1. Библиография основных русскоязычных работ, посвященных письмам Чехова, содержится в [Горячева 2011]. См. недавно изданный сборник, специально посвященный этой теме [Apollonio, Lapushin 2018].

2. О связи между драматургией и эпистолярием Чехова см. [Полоцкая 2000].

3. Выражение «Впрочем, вру» встречается в письмах Чехова не единожды (см.

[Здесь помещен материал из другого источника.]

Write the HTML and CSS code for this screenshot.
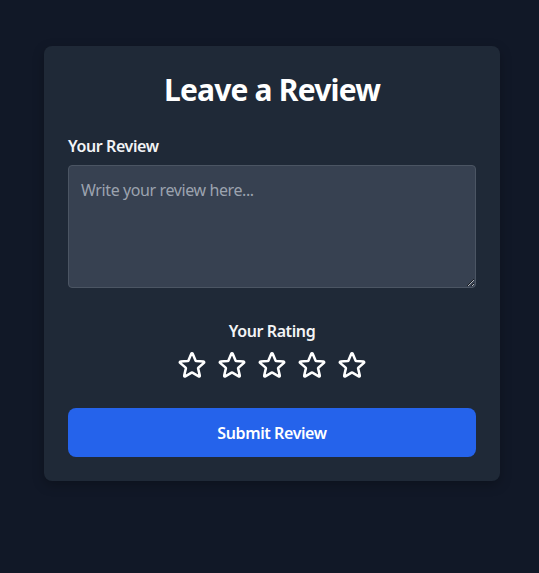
FILE: index.html
```
<!DOCTYPE html>
<html lang="en">
<head>
<meta charset="utf-8">
<title>Leave a Review</title>
<link rel="stylesheet" href="styles.css">
</head>
<body>
<main class="card">
  <h1 class="title">Leave a Review</h1>
  <form class="form" onsubmit="return false">
    <label class="label" for="review">Your Review</label>
    <textarea id="review" class="textarea" rows="4" placeholder="Write your review here..."></textarea>
    <div class="rating">
      <span class="rating-label">Your Rating</span>
      <div class="stars">
        <svg class="star" viewBox="0 0 24 24" fill="none" stroke="currentColor" stroke-width="1.9"><path stroke-linecap="round" stroke-linejoin="round" d="M11.48 3.499a.562.562 0 011.04 0l2.125 5.111a.563.563 0 00.475.345l5.518.442c.499.04.701.663.321 1.002l-4.204 3.602a.563.563 0 00-.182.557l1.285 5.385a.562.562 0 01-.84.61l-4.725-2.885a.563.563 0 00-.586 0L6.982 20.54a.562.562 0 01-.84-.61l1.285-5.386a.562.562 0 00-.182-.557l-4.204-3.602a.563.563 0 01.321-1.002l5.518-.442a.563.563 0 00.475-.345L11.48 3.5z"/></svg>
        <svg class="star" viewBox="0 0 24 24" fill="none" stroke="currentColor" stroke-width="1.9"><path stroke-linecap="round" stroke-linejoin="round" d="M11.48 3.499a.562.562 0 011.04 0l2.125 5.111a.563.563 0 00.475.345l5.518.442c.499.04.701.663.321 1.002l-4.204 3.602a.563.563 0 00-.182.557l1.285 5.385a.562.562 0 01-.84.61l-4.725-2.885a.563.563 0 00-.586 0L6.982 20.54a.562.562 0 01-.84-.61l1.285-5.386a.562.562 0 00-.182-.557l-4.204-3.602a.563.563 0 01.321-1.002l5.518-.442a.563.563 0 00.475-.345L11.48 3.5z"/></svg>
        <svg class="star" viewBox="0 0 24 24" fill="none" stroke="currentColor" stroke-width="1.9"><path stroke-linecap="round" stroke-linejoin="round" d="M11.48 3.499a.562.562 0 011.04 0l2.125 5.111a.563.563 0 00.475.345l5.518.442c.499.04.701.663.321 1.002l-4.204 3.602a.563.563 0 00-.182.557l1.285 5.385a.562.562 0 01-.84.61l-4.725-2.885a.563.563 0 00-.586 0L6.982 20.54a.562.562 0 01-.84-.61l1.285-5.386a.562.562 0 00-.182-.557l-4.204-3.602a.563.563 0 01.321-1.002l5.518-.442a.563.563 0 00.475-.345L11.48 3.5z"/></svg>
        <svg class="star" viewBox="0 0 24 24" fill="none" stroke="currentColor" stroke-width="1.9"><path stroke-linecap="round" stroke-linejoin="round" d="M11.48 3.499a.562.562 0 011.04 0l2.125 5.111a.563.563 0 00.475.345l5.518.442c.499.04.701.663.321 1.002l-4.204 3.602a.563.563 0 00-.182.557l1.285 5.385a.562.562 0 01-.84.61l-4.725-2.885a.563.563 0 00-.586 0L6.982 20.54a.562.562 0 01-.84-.61l1.285-5.386a.562.562 0 00-.182-.557l-4.204-3.602a.563.563 0 01.321-1.002l5.518-.442a.563.563 0 00.475-.345L11.48 3.5z"/></svg>
        <svg class="star" viewBox="0 0 24 24" fill="none" stroke="currentColor" stroke-width="1.9"><path stroke-linecap="round" stroke-linejoin="round" d="M11.48 3.499a.562.562 0 011.04 0l2.125 5.111a.563.563 0 00.475.345l5.518.442c.499.04.701.663.321 1.002l-4.204 3.602a.563.563 0 00-.182.557l1.285 5.385a.562.562 0 01-.84.61l-4.725-2.885a.563.563 0 00-.586 0L6.982 20.54a.562.562 0 01-.84-.61l1.285-5.386a.562.562 0 00-.182-.557l-4.204-3.602a.563.563 0 01.321-1.002l5.518-.442a.563.563 0 00.475-.345L11.48 3.5z"/></svg>
      </div>
    </div>
    <button class="submit" type="submit">Submit Review</button>
  </form>
</main>
</body>
</html>
```

FILE: styles.css
```
* { box-sizing: border-box; }
html, body { height: 100%; }
body {
  margin: 0;
  background: #111827;
  font-family: "Noto Sans", "Open Sans", sans-serif;
  color: #f9fafb;
  padding-top: 46px;
}
.card {
  width: 456px;
  margin-left: 44px;
  background: #1f2937;
  border-radius: 8px;
  padding: 24px;
  box-shadow: 0 4px 12px rgba(0,0,0,0.25);
}
.title {
  margin: 0 0 24px;
  font-size: 30px;
  line-height: 40px;
  font-weight: 700;
  letter-spacing: -0.8px;
  text-align: center;
  color: #ffffff;
}
.form { display: flex; flex-direction: column; }
.label {
  font-size: 16px;
  line-height: 24px;
  font-weight: 600;
  letter-spacing: -0.4px;
  color: #f3f4f6;
  margin-bottom: 7px;
}
.textarea {
  display: block;
  width: 100%;
  height: 123px;
  background: #374151;
  border: 1px solid #4b5563;
  border-radius: 4px;
  padding: 12px;
  font-family: inherit;
  font-size: 16px;
  line-height: 24px;
  letter-spacing: -0.4px;
  color: #f9fafb;
  resize: vertical;
  outline: none;
}
.textarea::placeholder { color: #9ca3af; }
.rating {
  margin-top: 31px;
  display: flex;
  flex-direction: column;
  align-items: center;
  gap: 6px;
}
.rating-label {
  font-size: 16px;
  line-height: 24px;
  font-weight: 600;
  letter-spacing: -0.4px;
  color: #f3f4f6;
}
.stars { display: flex; gap: 8px; }
.star { width: 32px; height: 32px; color: #ffffff; display: block; }
.submit {
  margin-top: 27px;
  height: 49px;
  background: #2563eb;
  border: none;
  border-radius: 8px;
  color: #ffffff;
  font-family: inherit;
  font-size: 16px;
  font-weight: 600;
  letter-spacing: -0.4px;
  cursor: pointer;
}
```
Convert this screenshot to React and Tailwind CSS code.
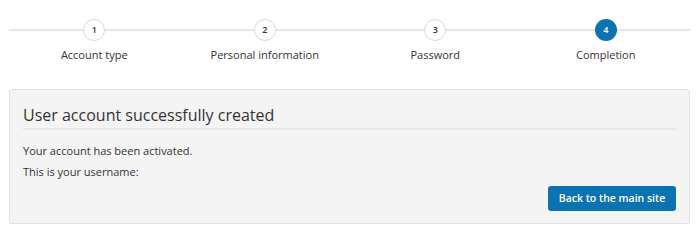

П 4: 69).

4. Вскоре после этого письма «зловещее зарево» возникнет в «Скучной истории»: «...но душу мою гнетет такой ужас, как будто я вдруг увидел громадное зловещее зарево» (7: 300).

5. Именно в этом ключе будет написано первоначальное — екклесиастическое по своему духу — размышление Ивана Великопольского из рассказа «Студент», которое как бы материализует концепцию «тяжелой» и «холодной» истории: «И теперь, пожимаясь от холода, студент думал о том, что точно такой же ветер дул и при Рюрике, и при Иоанне Грозном, и при Петре, и что при них была точно такая же лютая бедность, голод, такие же дырявые соломенные крыши, невежество, тоска, такая же пустыня кругом, мрак, чувство гнета, — все эти ужасы были, есть и будут, и оттого, что пройдет еще тысяча лет, жизнь не станет лучше» (8: 306).

6. О взглядах Толстого и Чехова на бессмертие см. [Лакшин 1975: 59—69].

7. См. еще одну дактилическую формулу из письма Суворину от 11 марта 1889 года: «Странно, что люди боятся свободы» (П 3: 178).

8. См. анализ этого письма в [O'Connor 2018а: 222—224].

9. О резонантном пространстве см. примеч. 19 к Введению.

10. Ср. сходную конструкцию «тянет к морю адски» из письма Суворину от 28 июля 1893 года (П 5: 218).